Today, the phrase “political correctness” is generally accompanied by a smile — an uneasy smile, but a smile nonetheless. The phrase describes some exaggerated bit of left-wing moralism — so exaggerated that it is hard to take seriously. We smile when we read about an elite American college that has enrolled the sin of “lookism” — the unacceptable belief that some people are more attractive than others–into its catalogue of punishable offenses.
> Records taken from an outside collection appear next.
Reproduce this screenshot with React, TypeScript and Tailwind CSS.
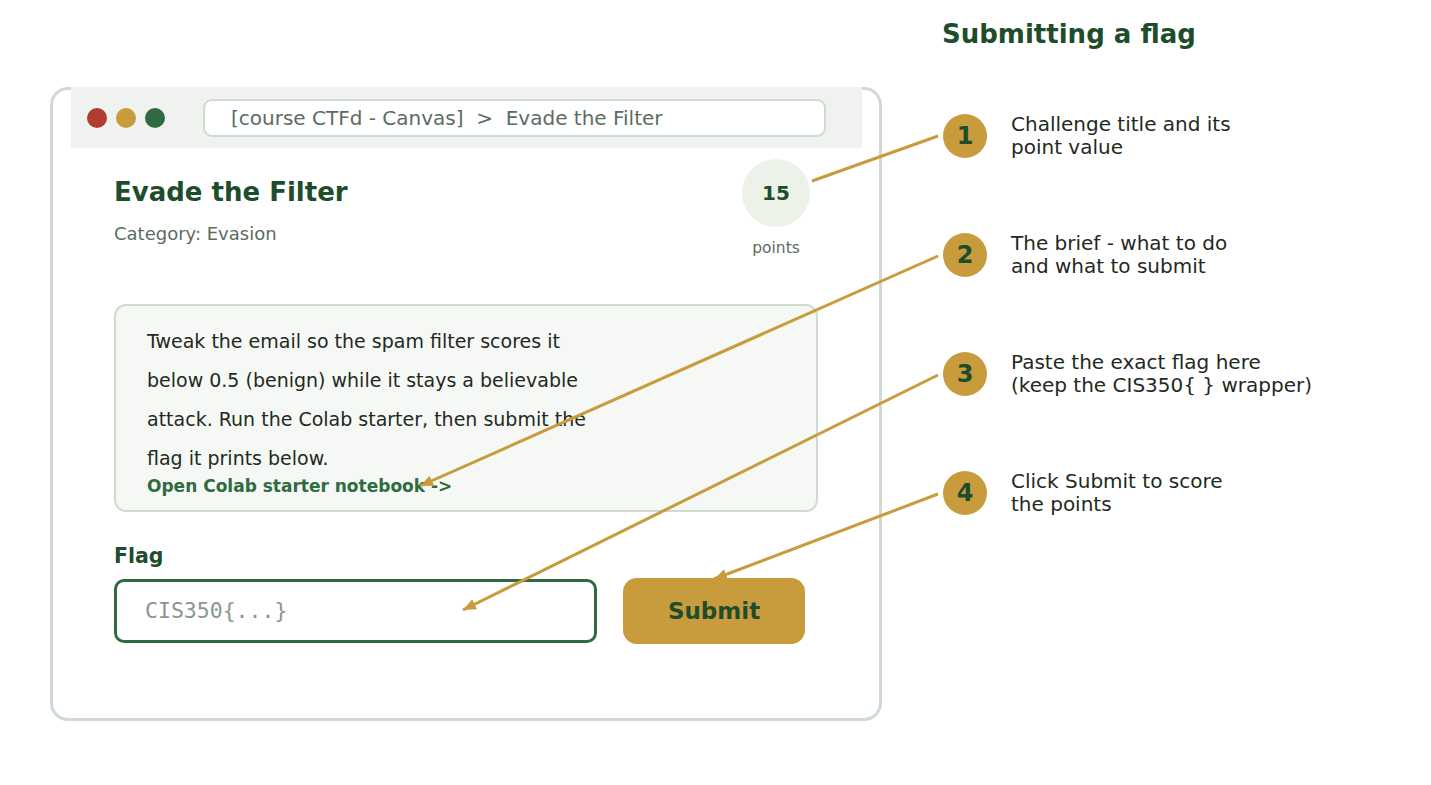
import React from "react";

const steps = [
  { n: "1", lines: ["Challenge title and its", "point value"] },
  { n: "2", lines: ["The brief - what to do", "and what to submit"] },
  { n: "3", lines: ["Paste the exact flag here", "(keep the CIS350{ } wrapper)"] },
  { n: "4", lines: ["Click Submit to score", "the points"] },
];

const briefLines = [
  "Tweak the email so the spam filter scores it",
  "below 0.5 (benign) while it stays a believable",
  "attack. Run the Colab starter, then submit the",
  "flag it prints below.",
];

function Callouts() {
  const gold = "#c89b3c";
  return (
    <svg
      className="absolute inset-0 pointer-events-none"
      width={1431}
      height={785}
      viewBox="0 0 1431 785"
    >
      <defs>
        <marker
          id="head"
          markerUnits="userSpaceOnUse"
          markerWidth="14"
          markerHeight="12"
          refX="13"
          refY="5.5"
          orient="auto"
        >
          <path d="M0,0 L13,5.5 L0,11 z" fill={gold} />
        </marker>
      </defs>
      <g stroke={gold} strokeWidth="3" fill="none" strokeLinecap="butt">
        <line x1="938" y1="136" x2="812" y2="181" />
        <line x1="938" y1="256" x2="420" y2="486" markerEnd="url(#head)" />
        <line x1="938" y1="375" x2="463" y2="610" markerEnd="url(#head)" />
        <line x1="938" y1="494" x2="714" y2="579" markerEnd="url(#head)" />
      </g>
    </svg>
  );
}

export default function App() {
  return (
    <div
      className="relative w-[1431px] h-[785px] bg-white overflow-hidden"
      style={{ fontFamily: '"DejaVu Sans", "Liberation Sans", sans-serif' }}
    >
      <div className="flex">
        {/* Browser mock-up of the challenge page */}
        <div className="ml-[50px] mt-[87px] w-[832px] h-[634px] border-[3px] border-[#cfdbcf] rounded-[18px] flex flex-col">
          <div className="ml-[18px] mr-[17px] -mt-[3px] h-[61px] bg-[#eff2ee] flex items-center">
            <div className="ml-[16px] flex gap-[9px]">
              <span className="block w-[20px] h-[20px] rounded-full bg-[#b23c2f]" />
              <span className="block w-[20px] h-[20px] rounded-full bg-[#c89b3c]" />
              <span className="block w-[20px] h-[20px] rounded-full bg-[#2e6b40]" />
            </div>
            <div className="ml-[38px] w-[623px] h-[38px] bg-white border-2 border-[#cfdbcf] rounded-[9px] flex items-center pl-[26px]">
              <span className="text-[20px] leading-[24px] text-[#5b6d5f] whitespace-pre">
                {"[course CTFd - Canvas]  >  Evade the Filter"}
              </span>
            </div>
          </div>

          <div className="pl-[61px] flex flex-col">
            <div className="flex justify-between pr-[69px]">
              <div className="mt-[28px] flex flex-col">
                <h1 className="text-[26px] leading-[32px] font-bold text-[#1e4d2c]">
                  Evade the Filter
                </h1>
                <p className="mt-[15px] text-[18px] leading-[22px] text-[#5b6d5f]">
                  Category: Evasion
                </p>
              </div>
              <div className="mt-[11px] flex flex-col items-center">
                <div className="w-[68px] h-[68px] rounded-full bg-[#edf2e9] flex items-center justify-center">
                  <span className="text-[20px] font-bold text-[#1e4d2c]">15</span>
                </div>
                <span className="mt-[12px] text-[15.5px] leading-[18px] text-[#5b6d5f]">points</span>
              </div>
            </div>

            <div className="mt-[47px] w-[704px] h-[208px] border-2 border-[#cfdbcf] rounded-[12px] bg-[#f5f8f4] pl-[31px] pt-[16px]">
              {briefLines.map((l) => (
                <p key={l} className="text-[19px] leading-[39px] text-[#1f2a22] whitespace-nowrap">
                  {l}
                </p>
              ))}
              <p className="text-[17px] leading-[17px] font-bold text-[#2e6b40]">
                Open Colab starter notebook -&gt;
              </p>
            </div>

            <label className="mt-[32px] text-[20.5px] leading-[24px] font-bold text-[#1e4d2c]">Flag</label>
            <div className="mt-[10px] flex items-center">
              <div className="w-[483px] h-[64px] border-[3px] border-[#2e6b40] rounded-[10px] bg-white flex items-center pl-[28px]">
                <span
                  className="text-[21.5px] text-[#8a978c]"
                  style={{ fontFamily: '"DejaVu Sans Mono", "Liberation Mono", monospace' }}
                >
                  CIS350{"{...}"}
                </span>
              </div>
              <button className="ml-[26px] w-[182px] h-[66px] rounded-[14px] bg-[#c89b3c] text-[23px] font-bold text-[#1e4d2c]">
                Submit
              </button>
            </div>
          </div>
        </div>

        {/* Step legend */}
        <div className="ml-[60px] flex flex-col">
          <h2 className="mt-[18px] text-[26px] leading-[32px] font-bold text-[#1e4d2c]">
            Submitting a flag
          </h2>
          <div className="mt-[64px] flex flex-col gap-[75px]">
            {steps.map((s) => (
              <div key={s.n} className="flex items-center h-[44px]">
                <div className="ml-[1px] w-[44px] h-[44px] rounded-full bg-[#c89b3c] flex items-center justify-center">
                  <span className="text-[24px] font-bold text-[#1e4d2c]">{s.n}</span>
                </div>
                <div className="ml-[24px] flex flex-col">
                  {s.lines.map((l) => (
                    <span key={l} className="text-[20px] leading-[23px] text-[#1f2a22] whitespace-nowrap">
                      {l}
                    </span>
                  ))}
                </div>
              </div>
            ))}
          </div>
        </div>
      </div>

      <Callouts />
    </div>
  );
}
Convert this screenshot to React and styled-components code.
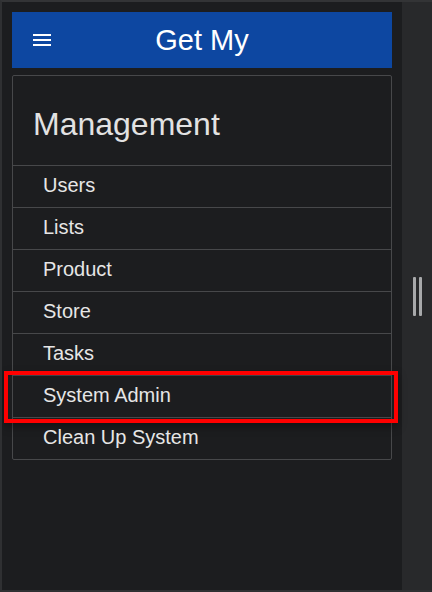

We laugh when hearing that a British academic has condemned Frosty the Snowman as a white “male icon” that helps “to substantiate an ideology upholding a gendered spatial/social system.” We scoff when we hear about the University of Michigan professor who complains that J. K. Rowling’s Harry Potter books “conventionally repeat much of the same sexist and white patriarchal biases of classical fairy tales.” We smile, we laugh, we scoff. But we do so uneasily.
Why the uneasiness? There are several reasons. In the first place we know that such strictures, though preposterous, are not without consequence. Indeed, the phenomenon of political correctness is a great teacher of the often overlooked fact that the preposterous and the malign can cohabit happily. The odor of thuggishness is never far from the lairs of political correctness. The student accused of lookism can be severely penalized for the offense, as can the student accused of racism, “homophobia,” or “mis-directed laughter.” In some cases, the academic thought police even attempt to regulate what is not said, as when an editor of a student newspaper was removed from his post because he had given “insufficient coverage” to minority events. We laugh when we read about poor Frosty, but the laughter dies when we consider that the professor who would have us melt Frosty is also someone responsible for the education of students. It is amusingly ludicrous to burden Mrs. Rowling’s entertainments with feminist rhetoric, but then we remember that books can be banned or slighted for less.
Milan Kundera’s novel The Joke traces the fortunes and amours of a young student, Ludvik, after his exasperatingly earnest girlfriend decides to show the authorities a postcard he had written to her as a joke: “Optimism is the opium of the people! A healthy atmosphere stinks of stupidity! Long live Trotsky!” As a result of this whimsy, Ludvik finds himself expelled from the Communist Party and the university, and is eventually conscripted to work in the mines for several years. Among other things, Kundera dramatizes the dynamics of political correctness. He is especially good at portraying one of its signal features: I mean humorlessness. One of the points of The Joke is that totalitarian societies cannot abide a joke; political correctness is a kind of geiger counter that registers deviations from the norm of earnestness. Any deviation is suspect, any humourous deviation is culpable.
The allergy to humor that is integral to political correctness is one reason the art of parody has suffered in recent years. Then, too, a parodist, to be successful, must be able to count on his audience’s ability to distinguish clearly between the parody and the reality being spoofed. The triumph of political correctness has long since blurred that distinction. Whose ideological antennae are sensitive enough to register accurately the shifting claims of victimhood and entitlement? A mayoral aide in Washington. D.C. uses the word “niggardly” in conversation with a black colleague; the colleague takes offense because he thinks “niggardly” is racist; the aide promptly offers his resignation, which is accepted. True? Or parodic exaggeration? True, all too true. Or what about the Obama administration’s directive that the global war on terror was henceforth to be renamed “global contingency operations,” or former British Home Secretary Jacqui Smith’s insistence that acts of terrorism perpetrated by Islamic radicals be rebaptized “anti-Islamic activity“? You really can’t make it up.